Exercise brief: Retype only what runs from the first line of the listing to the line holding "text-[12.7px] leading-[18px] text-[#606266]", both included. Do not retype the pictures.

Information provided:
--

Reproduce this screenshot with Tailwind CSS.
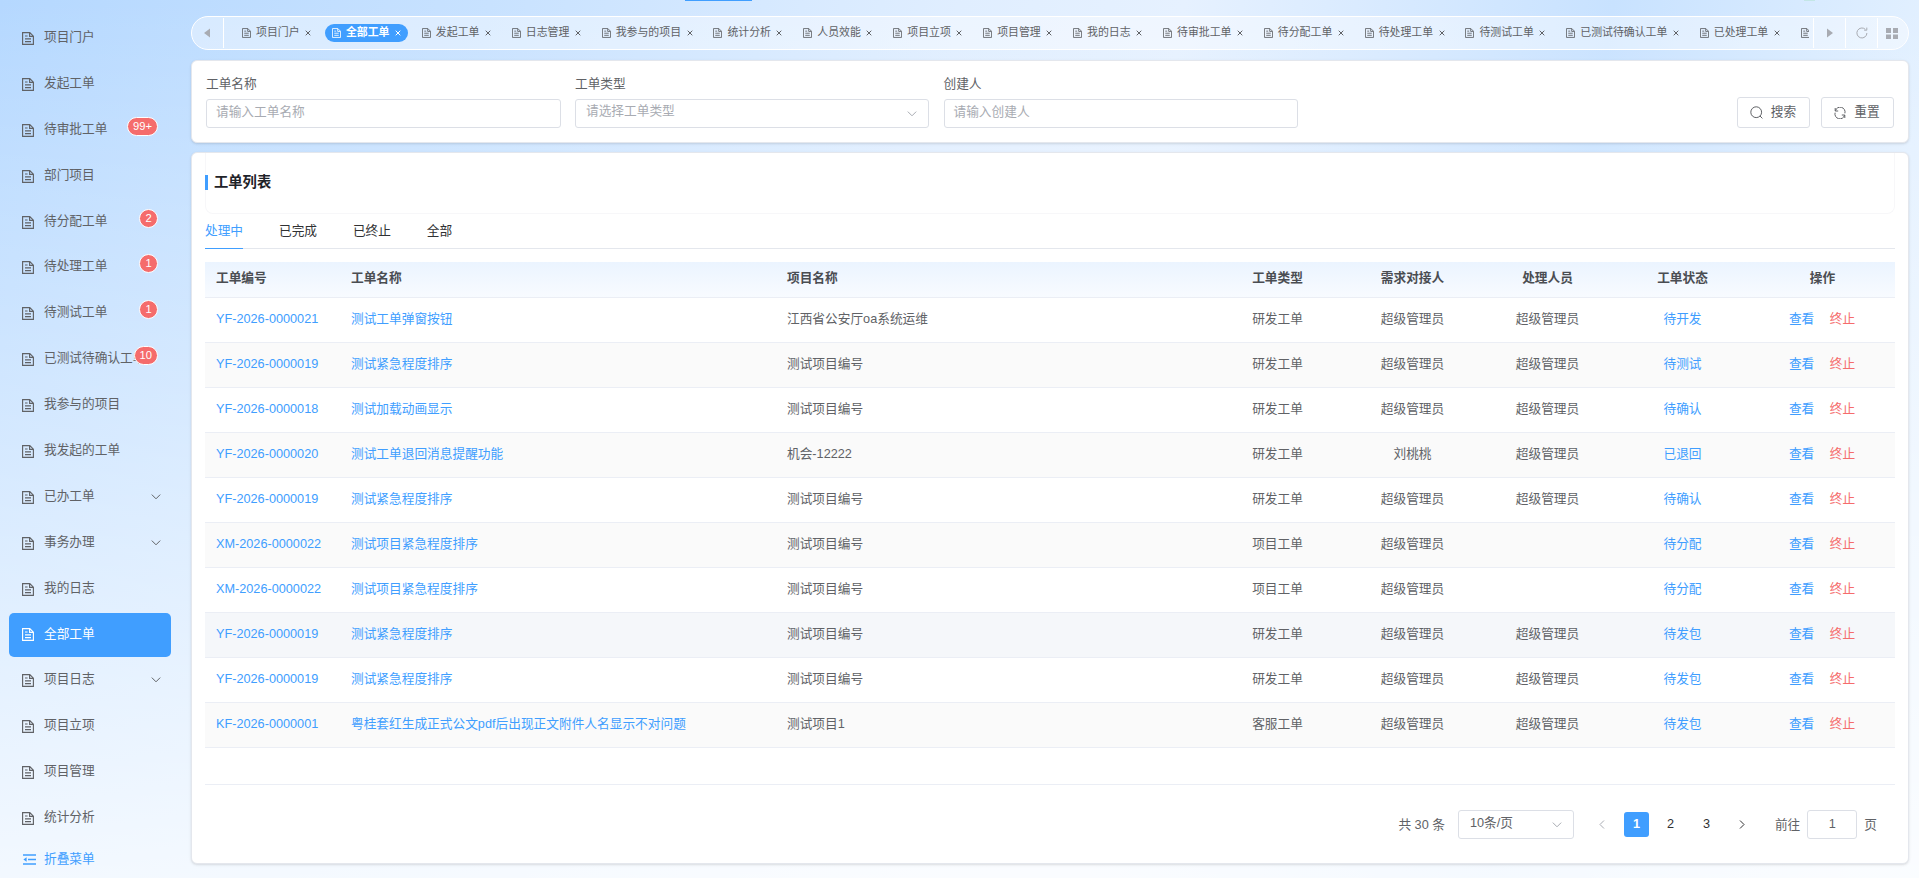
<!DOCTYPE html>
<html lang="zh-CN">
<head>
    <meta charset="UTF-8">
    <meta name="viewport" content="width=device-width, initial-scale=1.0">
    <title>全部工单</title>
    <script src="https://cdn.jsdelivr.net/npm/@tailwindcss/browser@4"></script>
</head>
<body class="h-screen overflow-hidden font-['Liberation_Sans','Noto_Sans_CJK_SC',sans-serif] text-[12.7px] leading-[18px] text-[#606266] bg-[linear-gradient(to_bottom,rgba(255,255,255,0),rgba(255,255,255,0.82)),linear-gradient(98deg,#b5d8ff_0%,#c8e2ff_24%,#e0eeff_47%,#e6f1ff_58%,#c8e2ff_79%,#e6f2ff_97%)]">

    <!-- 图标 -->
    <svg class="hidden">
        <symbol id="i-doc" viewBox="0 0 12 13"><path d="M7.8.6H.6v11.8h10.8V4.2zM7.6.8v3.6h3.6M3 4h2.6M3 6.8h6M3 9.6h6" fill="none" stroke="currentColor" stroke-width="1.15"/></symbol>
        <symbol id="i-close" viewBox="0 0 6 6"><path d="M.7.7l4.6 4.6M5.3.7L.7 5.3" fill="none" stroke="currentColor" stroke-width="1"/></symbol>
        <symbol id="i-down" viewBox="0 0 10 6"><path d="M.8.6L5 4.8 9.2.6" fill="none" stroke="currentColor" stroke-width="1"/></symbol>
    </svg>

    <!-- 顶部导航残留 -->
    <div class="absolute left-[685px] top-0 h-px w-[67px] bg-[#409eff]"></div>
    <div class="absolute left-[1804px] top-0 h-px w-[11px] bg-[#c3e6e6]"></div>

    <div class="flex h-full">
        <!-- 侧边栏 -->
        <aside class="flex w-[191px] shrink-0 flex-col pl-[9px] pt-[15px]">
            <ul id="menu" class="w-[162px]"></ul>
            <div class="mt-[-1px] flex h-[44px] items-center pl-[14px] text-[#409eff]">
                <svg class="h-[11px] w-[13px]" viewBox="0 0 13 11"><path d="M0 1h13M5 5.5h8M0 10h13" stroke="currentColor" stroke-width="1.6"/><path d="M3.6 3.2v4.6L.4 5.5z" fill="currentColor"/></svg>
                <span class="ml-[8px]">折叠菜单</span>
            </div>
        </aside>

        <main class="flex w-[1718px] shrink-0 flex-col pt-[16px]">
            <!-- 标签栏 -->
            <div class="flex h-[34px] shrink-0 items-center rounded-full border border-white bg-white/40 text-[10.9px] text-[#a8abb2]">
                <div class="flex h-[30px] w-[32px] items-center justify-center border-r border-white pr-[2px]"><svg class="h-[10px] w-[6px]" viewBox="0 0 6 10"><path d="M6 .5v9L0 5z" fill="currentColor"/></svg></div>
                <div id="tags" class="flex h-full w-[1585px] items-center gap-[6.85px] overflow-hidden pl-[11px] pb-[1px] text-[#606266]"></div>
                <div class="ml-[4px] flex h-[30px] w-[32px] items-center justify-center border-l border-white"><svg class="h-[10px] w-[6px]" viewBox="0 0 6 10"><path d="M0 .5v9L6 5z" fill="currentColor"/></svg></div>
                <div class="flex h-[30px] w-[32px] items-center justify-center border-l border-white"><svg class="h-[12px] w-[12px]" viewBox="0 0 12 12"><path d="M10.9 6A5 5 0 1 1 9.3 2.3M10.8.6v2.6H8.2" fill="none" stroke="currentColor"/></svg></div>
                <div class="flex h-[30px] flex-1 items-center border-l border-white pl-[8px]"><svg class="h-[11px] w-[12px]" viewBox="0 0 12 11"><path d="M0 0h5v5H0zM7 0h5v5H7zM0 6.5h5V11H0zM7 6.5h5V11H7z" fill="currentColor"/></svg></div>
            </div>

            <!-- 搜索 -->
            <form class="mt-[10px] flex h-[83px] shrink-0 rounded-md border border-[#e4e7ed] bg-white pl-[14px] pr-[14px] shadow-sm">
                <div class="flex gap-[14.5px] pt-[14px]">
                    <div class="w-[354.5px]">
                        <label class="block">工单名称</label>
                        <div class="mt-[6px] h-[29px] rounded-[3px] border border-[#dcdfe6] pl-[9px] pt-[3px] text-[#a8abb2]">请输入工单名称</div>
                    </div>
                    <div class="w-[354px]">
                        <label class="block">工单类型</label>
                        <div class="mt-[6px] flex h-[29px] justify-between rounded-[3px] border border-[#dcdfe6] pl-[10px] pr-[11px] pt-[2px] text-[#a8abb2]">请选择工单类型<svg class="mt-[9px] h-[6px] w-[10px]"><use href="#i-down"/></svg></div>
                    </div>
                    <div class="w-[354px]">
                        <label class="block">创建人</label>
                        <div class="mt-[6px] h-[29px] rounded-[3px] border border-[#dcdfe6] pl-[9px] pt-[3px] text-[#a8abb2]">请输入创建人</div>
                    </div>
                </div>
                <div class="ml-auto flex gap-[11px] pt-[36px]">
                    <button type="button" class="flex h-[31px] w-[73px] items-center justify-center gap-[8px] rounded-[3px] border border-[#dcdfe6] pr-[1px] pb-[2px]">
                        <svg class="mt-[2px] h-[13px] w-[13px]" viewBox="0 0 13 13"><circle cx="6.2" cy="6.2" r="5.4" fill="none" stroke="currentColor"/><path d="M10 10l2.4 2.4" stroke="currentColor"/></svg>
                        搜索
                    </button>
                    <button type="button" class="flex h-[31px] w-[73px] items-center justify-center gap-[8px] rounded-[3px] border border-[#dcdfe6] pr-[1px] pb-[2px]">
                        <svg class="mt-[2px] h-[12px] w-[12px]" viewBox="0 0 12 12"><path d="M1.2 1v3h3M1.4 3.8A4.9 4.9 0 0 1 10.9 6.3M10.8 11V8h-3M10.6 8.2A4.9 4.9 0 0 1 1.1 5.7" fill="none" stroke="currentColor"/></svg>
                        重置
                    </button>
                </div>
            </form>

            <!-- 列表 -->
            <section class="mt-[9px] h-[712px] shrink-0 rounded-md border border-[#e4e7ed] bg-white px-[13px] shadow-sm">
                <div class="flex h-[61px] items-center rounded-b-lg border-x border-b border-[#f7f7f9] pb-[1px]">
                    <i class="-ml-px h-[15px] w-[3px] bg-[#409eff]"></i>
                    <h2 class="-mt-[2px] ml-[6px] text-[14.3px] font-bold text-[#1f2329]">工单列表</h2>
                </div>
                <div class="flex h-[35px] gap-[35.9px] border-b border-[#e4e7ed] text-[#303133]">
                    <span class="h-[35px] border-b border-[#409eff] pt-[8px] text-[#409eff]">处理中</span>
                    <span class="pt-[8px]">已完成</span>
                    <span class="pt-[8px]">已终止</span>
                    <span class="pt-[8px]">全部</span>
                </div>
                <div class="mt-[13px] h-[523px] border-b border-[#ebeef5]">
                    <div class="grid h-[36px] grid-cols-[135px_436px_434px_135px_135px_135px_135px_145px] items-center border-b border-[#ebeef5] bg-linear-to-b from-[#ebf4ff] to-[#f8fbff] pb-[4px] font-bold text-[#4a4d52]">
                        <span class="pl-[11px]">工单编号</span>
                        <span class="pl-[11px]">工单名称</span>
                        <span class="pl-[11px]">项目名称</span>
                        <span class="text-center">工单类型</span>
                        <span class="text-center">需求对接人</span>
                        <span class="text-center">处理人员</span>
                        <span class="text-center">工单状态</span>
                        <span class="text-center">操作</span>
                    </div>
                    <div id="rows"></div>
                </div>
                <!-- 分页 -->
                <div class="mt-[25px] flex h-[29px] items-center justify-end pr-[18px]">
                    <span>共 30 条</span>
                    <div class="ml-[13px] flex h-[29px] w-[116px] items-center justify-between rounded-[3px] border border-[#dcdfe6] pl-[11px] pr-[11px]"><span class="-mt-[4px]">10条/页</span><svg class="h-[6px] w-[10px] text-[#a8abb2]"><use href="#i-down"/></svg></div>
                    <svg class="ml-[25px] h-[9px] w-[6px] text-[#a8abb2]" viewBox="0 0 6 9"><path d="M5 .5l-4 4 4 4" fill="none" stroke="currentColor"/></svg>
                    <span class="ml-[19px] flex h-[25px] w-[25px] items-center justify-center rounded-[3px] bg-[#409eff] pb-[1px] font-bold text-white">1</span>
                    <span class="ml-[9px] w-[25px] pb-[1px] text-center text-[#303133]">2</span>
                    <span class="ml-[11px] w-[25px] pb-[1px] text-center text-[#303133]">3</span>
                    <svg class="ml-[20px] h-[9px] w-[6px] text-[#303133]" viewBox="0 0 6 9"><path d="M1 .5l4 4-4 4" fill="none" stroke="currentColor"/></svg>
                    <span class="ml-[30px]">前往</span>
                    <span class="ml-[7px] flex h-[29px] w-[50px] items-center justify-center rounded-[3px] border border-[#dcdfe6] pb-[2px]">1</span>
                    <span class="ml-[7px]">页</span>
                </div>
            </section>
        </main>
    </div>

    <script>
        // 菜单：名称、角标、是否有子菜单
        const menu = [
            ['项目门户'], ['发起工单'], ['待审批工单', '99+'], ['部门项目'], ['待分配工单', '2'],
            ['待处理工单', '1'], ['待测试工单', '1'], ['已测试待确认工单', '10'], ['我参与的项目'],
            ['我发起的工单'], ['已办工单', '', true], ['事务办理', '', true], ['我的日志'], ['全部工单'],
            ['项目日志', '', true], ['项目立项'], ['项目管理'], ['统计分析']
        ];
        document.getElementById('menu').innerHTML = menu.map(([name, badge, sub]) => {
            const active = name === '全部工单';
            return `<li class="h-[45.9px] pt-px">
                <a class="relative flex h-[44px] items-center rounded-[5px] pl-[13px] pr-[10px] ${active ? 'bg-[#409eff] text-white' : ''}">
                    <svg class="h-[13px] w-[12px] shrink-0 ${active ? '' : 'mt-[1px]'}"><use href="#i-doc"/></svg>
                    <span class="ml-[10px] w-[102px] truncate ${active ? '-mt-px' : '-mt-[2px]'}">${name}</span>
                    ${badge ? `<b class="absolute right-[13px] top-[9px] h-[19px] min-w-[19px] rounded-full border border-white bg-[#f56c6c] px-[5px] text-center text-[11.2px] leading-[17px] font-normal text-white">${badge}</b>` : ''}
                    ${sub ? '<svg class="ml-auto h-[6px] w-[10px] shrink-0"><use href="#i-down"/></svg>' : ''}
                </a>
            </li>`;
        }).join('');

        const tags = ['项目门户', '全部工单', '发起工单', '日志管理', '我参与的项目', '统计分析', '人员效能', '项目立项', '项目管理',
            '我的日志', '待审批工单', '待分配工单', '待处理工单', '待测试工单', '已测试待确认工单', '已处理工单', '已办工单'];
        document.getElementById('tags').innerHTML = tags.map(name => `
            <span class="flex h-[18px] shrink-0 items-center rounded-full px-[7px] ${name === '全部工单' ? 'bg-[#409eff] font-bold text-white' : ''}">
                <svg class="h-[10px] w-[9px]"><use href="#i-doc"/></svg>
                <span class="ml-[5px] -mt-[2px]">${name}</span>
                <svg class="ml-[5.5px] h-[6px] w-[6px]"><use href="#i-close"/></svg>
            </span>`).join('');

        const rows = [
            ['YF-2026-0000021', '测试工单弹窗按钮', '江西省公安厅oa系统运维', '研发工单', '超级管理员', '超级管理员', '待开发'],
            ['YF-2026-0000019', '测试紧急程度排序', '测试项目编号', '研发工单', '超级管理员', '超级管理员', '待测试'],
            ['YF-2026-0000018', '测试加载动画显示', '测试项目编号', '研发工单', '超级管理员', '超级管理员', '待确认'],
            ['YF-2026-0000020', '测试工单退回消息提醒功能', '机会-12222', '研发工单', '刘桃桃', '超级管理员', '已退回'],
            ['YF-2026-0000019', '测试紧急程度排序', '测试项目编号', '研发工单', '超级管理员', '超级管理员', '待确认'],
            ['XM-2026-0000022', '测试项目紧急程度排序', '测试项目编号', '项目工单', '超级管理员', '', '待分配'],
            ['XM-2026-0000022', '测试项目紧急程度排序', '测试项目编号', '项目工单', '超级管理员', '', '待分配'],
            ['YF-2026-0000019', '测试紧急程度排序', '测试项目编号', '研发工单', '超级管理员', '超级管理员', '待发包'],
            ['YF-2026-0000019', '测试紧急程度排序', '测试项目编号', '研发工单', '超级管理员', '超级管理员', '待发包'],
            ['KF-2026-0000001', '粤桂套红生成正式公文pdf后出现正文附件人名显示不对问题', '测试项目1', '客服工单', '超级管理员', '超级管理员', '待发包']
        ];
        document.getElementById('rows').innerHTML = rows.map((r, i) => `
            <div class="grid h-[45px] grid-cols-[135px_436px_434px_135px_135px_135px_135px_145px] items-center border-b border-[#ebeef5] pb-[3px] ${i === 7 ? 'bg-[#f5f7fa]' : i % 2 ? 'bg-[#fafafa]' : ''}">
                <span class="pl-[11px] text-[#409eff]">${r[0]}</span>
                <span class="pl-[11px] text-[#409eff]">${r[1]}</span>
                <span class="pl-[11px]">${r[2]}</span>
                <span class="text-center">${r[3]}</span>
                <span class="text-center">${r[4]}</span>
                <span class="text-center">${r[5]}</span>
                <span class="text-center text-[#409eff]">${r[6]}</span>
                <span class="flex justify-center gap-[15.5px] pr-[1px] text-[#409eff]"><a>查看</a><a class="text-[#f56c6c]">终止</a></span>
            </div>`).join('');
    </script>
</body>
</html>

--

The output:
Reproduce this screenshot with Tailwind CSS.
<!DOCTYPE html>
<html lang="zh-CN">
<head>
    <meta charset="UTF-8">
    <meta name="viewport" content="width=device-width, initial-scale=1.0">
    <title>全部工单</title>
    <script src="https://cdn.jsdelivr.net/npm/@tailwindcss/browser@4"></script>
</head>
<body class="h-screen overflow-hidden font-['Liberation_Sans','Noto_Sans_CJK_SC',sans-serif] text-[12.7px] leading-[18px] text-[#606266] bg-[linear-gradient(to_bottom,rgba(255,255,255,0),rgba(255,255,255,0.82)),linear-gradient(98deg,#b5d8ff_0%,#c8e2ff_24%,#e0eeff_47%,#e6f1ff_58%,#c8e2ff_79%,#e6f2ff_97%)]">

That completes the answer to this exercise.